The Nine Circles of FSU Hell

By Trevor Durham on October 9, 2015

At the gates of my journey to the circles of FSU Hell, I found myself greeted by Mrs. Killings, sent by providence to take me on my path. We approached the gates of Westcott, whose inscription exclaimed: Abandon all orange, ye who enter here.

We begin our narration with a discovery of those who have not sinned heavily enough to enter into the nine circles of FSU Hell, but deserve infernal mention regardless, for their state in limbo does not excuse their petty nature:

THE WIRELESS PRINTER SINNERS: We know you say that you didn’t do it on purpose, that it isn’t using any of the wireless, that you’re innocent. But you aren’t. Turn it off.

Mrs. Killings led me by hand into the depths of Florida State’s sinners, showing me the hearty misery that these cruel beings bring upon those who uphold the torches of Osceola’s honor. She bid me look upon the faces of those who sinned, and this is what I saw:

FIRST CIRCLE: TCC STUDENTS – It isn’t your fault. I understand that it is more economical to earn your AA before you transfer into the halls of glory, yet you seek out privilege not yet earned? This is not your home yet, my friend. Please do not take my parking in the Call St. garage for your fourteenth tour of campus. Please do not take the last cookie at Suwannee.

I asked where they were, and Mrs. Killings told me that TCC students who take seats at Stroz during finals week are located much deeper. I dared not inquire further.

SECOND CIRCLE: THE KIDS WHO HAVE SEX IN COMMUNAL SHOWERS – I see your feet, and you aren’t wearing shower shoes. May Thrasher show mercy on your souls.

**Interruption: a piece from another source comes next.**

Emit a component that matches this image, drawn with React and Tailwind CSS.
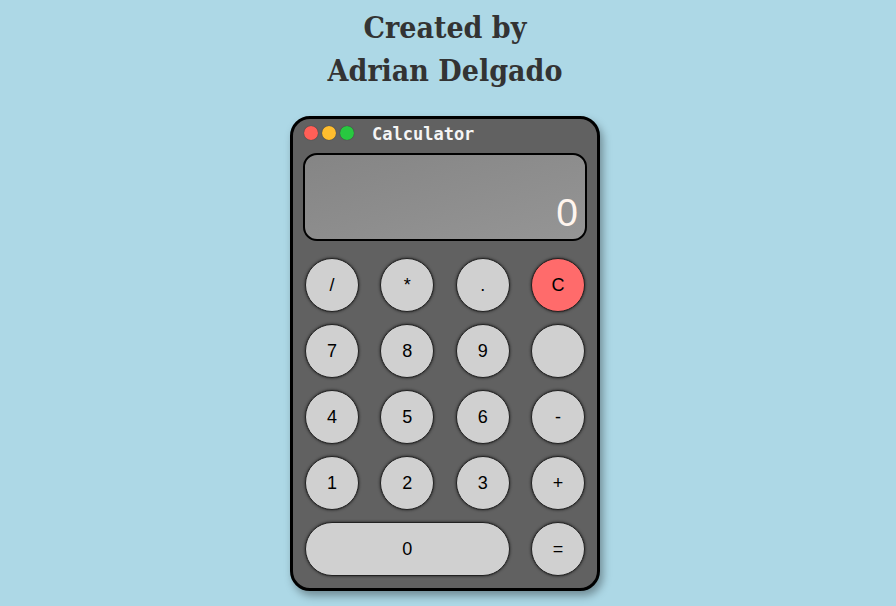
const KEYS = [
  { label: '/' }, { label: '*' }, { label: '.' }, { label: 'C', red: true },
  { label: '7' }, { label: '8' }, { label: '9' }, { label: '' },
  { label: '4' }, { label: '5' }, { label: '6' }, { label: '-' },
  { label: '1' }, { label: '2' }, { label: '3' }, { label: '+' },
]

function Key({ label, red, wide }) {
  return (
    <button
      className={`h-[54px] ${wide ? 'col-span-3 w-full' : 'w-[54px]'} rounded-full border border-[#222] ${red ? 'bg-[#ff6b6b]' : 'bg-[#d0d0d0]'} shadow-[0_0_3px_rgba(0,0,0,0.7)] font-['Liberation_Sans',Arial,sans-serif] text-[18px] text-black flex items-center justify-center`}
    >
      {label}
    </button>
  )
}

export default function App() {
  return (
    <div className="min-h-screen bg-[#add8e6] flex flex-col items-center pr-[6px]">
      <h1 className="pt-[6px] text-center font-['DejaVu_Serif',serif] font-bold text-[30px] leading-[43px] text-[#333] [font-stretch:condensed]">
        Created by<br />Adrian Delgado
      </h1>

      {/* calculator body */}
      <div className="mt-[24px] w-[310px] rounded-[20px] border-[3px] border-black bg-[#616161] px-[10px] pb-[12px] shadow-[3px_5px_8px_rgba(0,0,0,0.35)]">
        <div className="h-[27px] pt-[1px] flex items-center pl-[1px]">
          <div className="flex gap-[4px]">
            <span className="w-[14px] h-[14px] rounded-full bg-[#ff5f57] shadow-[0_0_1px_rgba(0,0,0,0.6)]" />
            <span className="w-[14px] h-[14px] rounded-full bg-[#ffbd2e] shadow-[0_0_1px_rgba(0,0,0,0.6)]" />
            <span className="w-[14px] h-[14px] rounded-full bg-[#28c840] shadow-[0_0_1px_rgba(0,0,0,0.6)]" />
          </div>
          <span className="ml-[18px] mt-[3px] font-['DejaVu_Sans_Mono',monospace] font-bold text-[17px] text-[#f5f5f5] leading-none">
            Calculator
          </span>
        </div>

        <div className="mt-[7px] h-[88px] rounded-[14px] border-2 border-black bg-gradient-to-br from-[#858585] to-[#959595] flex items-end justify-end pr-[7px] pb-[3px]">
          <span className="font-['Liberation_Sans',Arial,sans-serif] text-[39px] leading-[46px] text-[#fff5ee]">0</span>
        </div>

        <div className="mt-[17px] mx-[2px] grid gap-y-[12px] [grid-template-columns:repeat(4,54px)] justify-between">
          {KEYS.map((k, i) => (
            <Key key={i} label={k.label} red={k.red} />
          ))}
          <Key label="0" wide />
          <Key label="=" />
        </div>
      </div>
    </div>
  )
}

THIRD CIRCLE: FRATERNITY BROTHERS WHO THROW UP IN FRONT OF YOU – Gluttonous peer, who hurt you? Why do you consume more liquor/pizza/corndogs than your frail state can handle? Judge yourself further, prevent such sights from our eyes. Legacy Walk is a beautiful locale, not to be tarnished by your fluids. Clean up on aisle snap-back.

FOURTH CIRCLE: THOSE WHO DON’T TIP – Seminoles treat Seminoles with utmost respect, excluding their brethren who bring them their cinnamon rolls at 2am. The bottle of Ciroc in your hand screams wealth, but the X you leave on the receipt betrays you.

FIFTH CIRCLE: BOYS WHO THROW WEIGHTS AT LEACH – They give out towels at the gates so that you can soak up the ego at the door. Tossing dumbbells does not increase your strength, screaming does not equate mass, and the fury you put into your overhead extension all lead to why the Leach has put you into the basement-hole a hallway away from civilization.

SIXTH CIRCLE: PEOPLE WHO TRANSFER TO UF – Heresy! Orange looks good on nobody, least of all a job application. Our family will never stop loving you, but guarantees of game-day friendship cannot be given. We had high hopes for you. Never stop bleeding garnet.

SEVENTH CIRCLE: WHOEVER KICKED FIREBALL WHISKERS – You will never be safe. Leave, but sleep with one eye open. You are not welcome.

EIGHTH CIRCLE: MEN WITH FRAUDULENT INTENTIONS – The Florida State community shudders, Mrs. Killings shakes, and all tremble at the thought of the liars and deceitful among them. Promises, whether material or emotional, leave the eighth circle full. Broken hearts scatter the terrain about them, and a legacy of broken feelings. They are the most damaging and disasterous of all, second only to one entity.

NINTH CIRCLE: THOSE WHO SELL THEIR DAMN HOME FOOTBALL STUDENT TICKETS- This is a capitalist society, we know. The fifty dollars you earn will be spent on nasty draft beer, not a growth of capital. You’re the cruelest, most unloved people on our campus, and we all hate you. Denying the community and brotherhood of football games to those who endeavor to enjoy them is deceit, greed, gluttony, and treachery. Don’t decry that your power gives you the right- You sound as bad as the ogligarchy which you perpetuate.

Mrs. Killings is ashamed of you.

We all are.

You can escape this hell, as I have, to join Seminoles in a heavenly ring. Do not commit these grievous sins, and we welcome you all. The Inferno is not eternal.